How did photography reflect the revolutionary year of 1989? This exhibition was organised to commemorate the 30th anniversary of the Velvet Revolution as part of the project Havel na Hrad! (Havel to the Castle!). Yet 1989 was not merely exceptional for its political developments proper but also for the medium that painstakingly recorded them – the medium of photography. Several exhibitions and publications celebrated 150 years since the official announcement of photography’s discovery. Likely, without photographers suspecting this, it was the final year they would spend working in the institutional framework they had been used to for years. The lives of many changed radically after the Revolution.
The irresistible magnetism of the Velvet Revolution’s anniversary inspired us to organise an exhibition commemorating this important event. Its objective was to present a critical assessment of the state of Czech photography in 1989 from a distance of three decades. We lay emphasis on distinctive photographic projects and long-term approaches. In many cases, we joined hands with artists, sifted through their archives and tried to select the most distinctive photographs that withstand critical scrutiny thirty years later and remain intelligible today, even to generations who have not experienced the age personally.

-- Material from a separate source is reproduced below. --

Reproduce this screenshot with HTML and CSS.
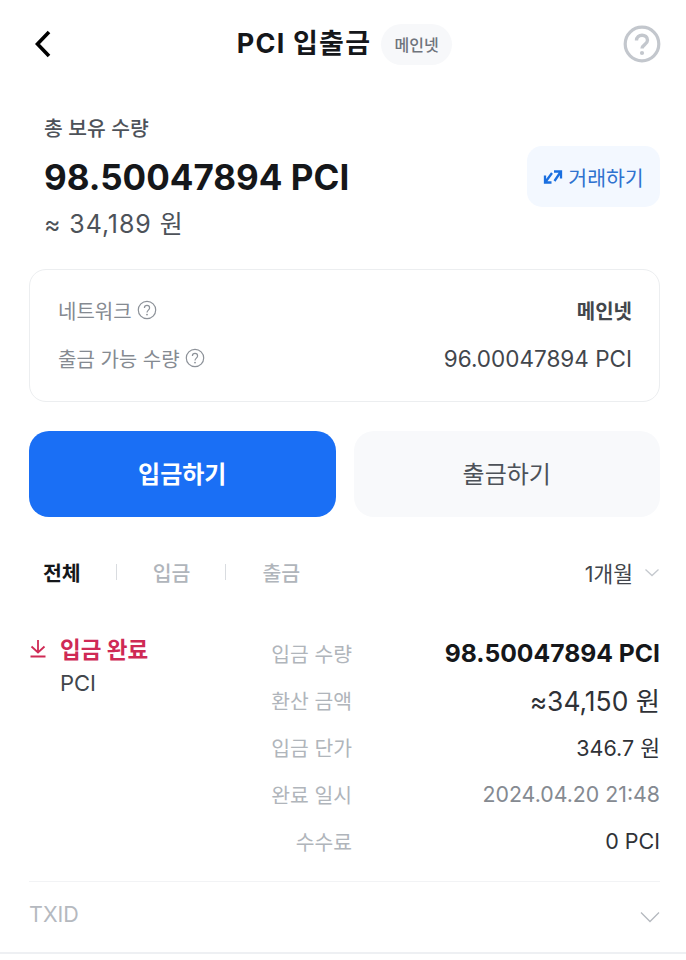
FILE: index.html
```html
<!DOCTYPE html>
<html lang="ko">

<head>
    <meta charset="UTF-8">
    <meta name="viewport" content="width=device-width, initial-scale=1.0">
    <title>PCI 입출금</title>
    <link rel="stylesheet" href="styles.css">
</head>

<body>
    <header class="topbar">
        <svg class="back-icon" width="18" height="28" viewBox="0 0 18 28">
            <path d="M15 2 L3.5 14 L15 26" fill="none" stroke="#000" stroke-width="3.6" />
        </svg>
        <div class="title-wrap">
            <h1 class="title">PCI 입출금</h1>
            <span class="pill">메인넷</span>
        </div>
        <svg class="help-icon" width="38" height="38" viewBox="0 0 38 38">
            <circle cx="19" cy="19" r="16.8" fill="none" stroke="#c3c7cd" stroke-width="3.2" />
            <path d="M13.5 15.5 C13.5 8.5 24.5 8.5 24.5 15.2 C24.5 19.5 19 19.5 19 23.5" fill="none" stroke="#c3c7cd" stroke-width="3.4" />
            <circle cx="19" cy="28" r="2.1" fill="#c3c7cd" />
        </svg>
    </header>

    <section class="holding">
        <div class="holding-text">
            <div class="holding-label">총 보유 수량</div>
            <div class="holding-amount">98.50047894 PCI</div>
            <div class="holding-won">≈ 34,189 원</div>
        </div>
        <a class="trade-btn">
            <svg width="20" height="18" viewBox="0 0 20 18">
                <path d="M2 7.5 L2 14.5 L8.5 14.5 M2.8 13.5 L9 5" fill="none" stroke="#1a6fe0" stroke-width="2.3" />
                <path d="M11 3.5 L18 3.5 L18 10.5 M17.2 4.5 L11.5 13" fill="none" stroke="#1a6fe0" stroke-width="2.3" />
            </svg>
            거래하기
        </a>
    </section>

    <section class="info-card">
        <div class="info-row">
            <span class="info-label">네트워크
                <svg class="q-icon" width="20" height="20" viewBox="0 0 20 20">
                    <circle cx="10" cy="10" r="8.7" fill="none" stroke="#8d9299" stroke-width="1.2" />
                    <path d="M7.4 8 C7.4 4.6 12.6 4.6 12.6 8 C12.6 10 10 10.2 10 12.4" fill="none" stroke="#8d9299" stroke-width="1.2" />
                    <circle cx="10" cy="14.6" r="0.9" fill="#8d9299" />
                </svg>
            </span>
            <strong class="info-strong">메인넷</strong>
        </div>
        <div class="info-row">
            <span class="info-label">출금 가능 수량
                <svg class="q-icon" width="20" height="20" viewBox="0 0 20 20">
                    <circle cx="10" cy="10" r="8.7" fill="none" stroke="#8d9299" stroke-width="1.2" />
                    <path d="M7.4 8 C7.4 4.6 12.6 4.6 12.6 8 C12.6 10 10 10.2 10 12.4" fill="none" stroke="#8d9299" stroke-width="1.2" />
                    <circle cx="10" cy="14.6" r="0.9" fill="#8d9299" />
                </svg>
            </span>
            <span class="info-value">96.00047894 PCI</span>
        </div>
    </section>

    <div class="actions">
        <button class="action action-primary">입금하기</button>
        <button class="action action-plain">출금하기</button>
    </div>

    <nav class="tabs">
        <span class="tab tab-on">전체</span>
        <i class="tab-sep"></i>
        <span class="tab">입금</span>
        <i class="tab-sep"></i>
        <span class="tab">출금</span>
        <span class="period">1개월
            <svg width="16" height="9" viewBox="0 0 16 9">
                <path d="M1.5 1.5 L8 7.5 L14.5 1.5" fill="none" stroke="#c5c9ce" stroke-width="1.3" />
            </svg>
        </span>
    </nav>

    <section class="tx">
        <div class="tx-side">
            <div class="tx-status">
                <svg width="18" height="19" viewBox="0 0 18 19">
                    <path d="M9 1 L9 13 M2.5 7.5 L9 13.5 L15.5 7.5 M1.5 17.5 L16.5 17.5" fill="none" stroke="#cf2a55" stroke-width="1.8" />
                </svg>
                <span>입금 완료</span>
            </div>
            <div class="tx-coin">PCI</div>
        </div>
        <dl class="tx-list">
            <dt>입금 수량</dt>
            <dd class="tx-big">98.50047894 PCI</dd>
            <dt>환산 금액</dt>
            <dd class="tx-won">≈34,150 원</dd>
            <dt>입금 단가</dt>
            <dd>346.7 원</dd>
            <dt>완료 일시</dt>
            <dd class="tx-date">2024.04.20 21:48</dd>
            <dt>수수료</dt>
            <dd>0 PCI</dd>
        </dl>
    </section>

    <div class="txid">
        <span>TXID</span>
        <svg class="txid-arrow" width="20" height="12" viewBox="0 0 20 12">
            <path d="M1 1.5 L10 10.5 L19 1.5" fill="none" stroke="#b5b9bf" stroke-width="1.3" />
        </svg>
    </div>
</body>

</html>
```

FILE: styles.css
```css
* {
    box-sizing: border-box;
}

body {
    font-family: "Inter", "Noto Sans CJK KR", sans-serif;
    background-color: #fff;
    color: #1b1d21;
    margin: 0;
    height: 960px;
    overflow: hidden;
    padding: 0 26px 0 29px;
}

.topbar {
    display: flex;
    align-items: center;
    justify-content: space-between;
    height: 88px;
    padding-left: 5px;
}

.title-wrap {
    display: flex;
    align-items: center;
    gap: 10px;
    margin-left: 14px;
}

.title {
    margin: 0;
    font-size: 27px;
    line-height: 40px;
    font-weight: 700;
    letter-spacing: 1.2px;
    color: #15171a;
}

.pill {
    display: flex;
    align-items: center;
    justify-content: center;
    width: 71px;
    height: 41px;
    border-radius: 21px;
    background-color: #f7f8fa;
    color: #6f747c;
    font-size: 16px;
    font-weight: 500;
}

.help-icon {
    margin-right: -1px;
}

.holding {
    display: flex;
    justify-content: space-between;
    align-items: center;
    padding-left: 15px;
    height: 181px;
}

.holding-label {
    font-size: 20.4px;
    line-height: 28px;
    font-weight: 500;
    color: #4d5259;
}

.holding-amount {
    margin-top: 12px;
    font-size: 35px;
    line-height: 44px;
    font-weight: 700;
    color: #15171a;
}

.holding-won {
    margin-top: 7px;
    font-size: 25px;
    line-height: 36px;
    letter-spacing: 0.9px;
    color: #4d5259;
}

.trade-btn {
    display: flex;
    align-items: center;
    justify-content: center;
    gap: 5px;
    width: 133px;
    height: 61px;
    margin-top: -4px;
    border-radius: 15px;
    background-color: #f3f8ff;
    color: #2f72cf;
    font-size: 20.5px;
}

.info-card {
    height: 133px;
    padding: 20px 27px 0 28px;
    border: 1px solid #eceef0;
    border-radius: 17px;
}

.info-row {
    display: flex;
    justify-content: space-between;
    align-items: center;
    height: 40px;
    margin-bottom: 8px;
}

.info-label {
    display: flex;
    align-items: center;
    gap: 5px;
    font-size: 20px;
    color: #858a91;
}

.info-strong {
    font-size: 20px;
    font-weight: 700;
    color: #42464c;
}

.info-value {
    font-size: 22.5px;
    color: #42464c;
}

.actions {
    display: flex;
    gap: 18px;
    margin-top: 29px;
}

.action {
    flex: 1;
    height: 86px;
    padding: 0 0 3px;
    border: none;
    border-radius: 20px;
    font-family: inherit;
    font-size: 24px;
}

.action-primary {
    background-color: #1a6ff5;
    color: #fff;
    font-weight: 700;
}

.action-plain {
    background-color: #f8f9fb;
    color: #4d5259;
}

.tabs {
    display: flex;
    align-items: center;
    height: 40px;
    margin-top: 35px;
    padding-left: 14px;
    font-size: 20.5px;
}

.tab {
    color: #b0b5bb;
    font-weight: 500;
}

.tab-on {
    color: #15171a;
    font-weight: 700;
}

.tab-sep {
    width: 1px;
    height: 16px;
    margin: 0 36px 0 35px;
    background-color: #d9dce0;
}

.period {
    display: flex;
    align-items: center;
    gap: 11px;
    margin-left: auto;
    font-size: 21.5px;
    font-weight: 400;
    color: #42464c;
}

.tx {
    display: flex;
    justify-content: space-between;
    margin-top: 37px;
    height: 253px;
    border-bottom: 1px solid #f2f3f5;
}

.tx-side {
    padding-top: 2px;
}

.tx-status {
    display: flex;
    align-items: center;
    gap: 13px;
    height: 34px;
    font-size: 22.5px;
    font-weight: 700;
    color: #cf2a55;
}

.tx-coin {
    margin-top: 3px;
    padding-left: 31px;
    font-size: 22px;
    line-height: 30px;
    color: #42464c;
}

.tx-list {
    display: grid;
    grid-template-columns: auto 308px;
    grid-auto-rows: 47px;
    align-items: center;
    justify-items: end;
    margin: 0;
    width: 389px;
}

.tx-list dt {
    font-size: 20.4px;
    color: #b0b5bb;
}

.tx-list dd {
    margin: 0;
    font-size: 21.5px;
    color: #2f3237;
}

.tx-list .tx-big {
    font-size: 24.7px;
    font-weight: 700;
    color: #15171a;
}

.tx-list .tx-won {
    font-size: 26.4px;
}

.tx-list .tx-date {
    font-size: 21.3px;
    color: #858a91;
}

.txid {
    display: flex;
    justify-content: space-between;
    align-items: center;
    height: 72px;
    border-bottom: 2px solid #eef0f3;
    margin-right: -26px;
    margin-left: -29px;
    padding: 0 26px 6px 29px;
    font-size: 21.5px;
    color: #b5b9bf;
}

.txid-arrow {
    margin-top: 5px;
}
```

The political events of 1989 caught Czech photography in peak form. Documentary approaches especially enjoyed an extraordinary position throughout the 1980s. They were one way to guard the purity of one’s existence in an unfortunate political situation and to counter official propaganda. Such a form of expression naturally included resistance and nonconformism, but it also earned the disfavour of the authorities. Nevertheless, artists photographed the regime’s symbols (Lubomír Kotek), shop windows that told of the dire economic and political situation (Iren Stehli), reflected critically on official holidays (Vladimír Birgus, Josef Moucha), portrayed the underground scene (Bohdan Holomíček, Jaroslav Prokop) photographed the disintegration of society and in settings including the small-town (Gustav Aulehla, Jaroslav Bárta) and the village (Jindřich Štreit).
State-controlled television only paid the Revolution dilatory attention at first, and it was not until employees ramped up pressure that more objective news coverage appeared, so photographers were responsible for articulating its dominant visual style from early on. They recorded the 1988 demonstration at Škroupovo náměstí in Prague, events surrounding so-called Palach Week, the August invasion anniversary and the demonstration on 28 October (Karel Bucháček, Lubomír Kotek), as well as the demonstrations on 17 November at Albertov and Národní třída and the ensuing revolutionary events (Radovan Boček, Karel Bucháček, Jan Jindra, Roman Sejkot, Pavel Štecha).
This exhibition about 1989 does not simply bear witness to past events. Photographs always also testify something of themselves. We have also tried to explore alternative strategies that diverge from the technique of contemporary snapshot. Images of anti-government protests are accompanied at the exhibition by pictures that were likewise created in 1989, except in these, photographers reflected on everyday life and social problems. Miroslav Machotka applied principles of snapshot photography outside the common documentary field, searching for equivalents, which in some cases contain references to society and the age. Jiří Hanke thematised a diary-like principle in producing regular photographs from the window of his apartment; the images of Libuše Jarcovjáková serve as a raw diary in the spirit of a snapshot aesthetic, recording her surroundings, parties and surprising encounters on her way through nocturnal Prague. Trio Ivan Lutterer, Jan Malý and Jiří Poláček created portraits of ‘Czech Man’ in an improvised studio and portrayed protesters’ faces in 1989. Jaroslav Bárta first tested his method of comparing old and new views of rural settlements in 1988 and unfolded this approach in 1989 on the example of the town of Česká Lípa (Böhmisch Leipa).
Pavel Hečko’s tradition-beholden portraits from the late 1980s remind viewers of the Czech aristocracy. Traditionalism was also programmatically claimed by the members of The Brotherhood, who entered the scene in the late 1980s and whose art effortlessly fused the media of painting, photography and music. The everyday atmosphere of the late Normalisation period was unwittingly captured in the conceptually attuned projects of Jiří Širgut, who utilized his camera and long exposure times to layer photographic images, as well as by Lukáš Jasanský and Martin Polák in their series Men, with ironic use of the principle of repetition and references to the genre of photo report. While employed as a night guard at the National Gallery, Jiří Kovanda made minute subversive interventions in the institution’s operation outside official opening hours.
The year 1989 will doubtless remain memorable for having brought us the first glimpses of freedom and until then hardly imaginable possibilities of fully, freely and responsibly pursuing one’s life path. It was a single year, the last of the 1980s, whose consequences we live to this day.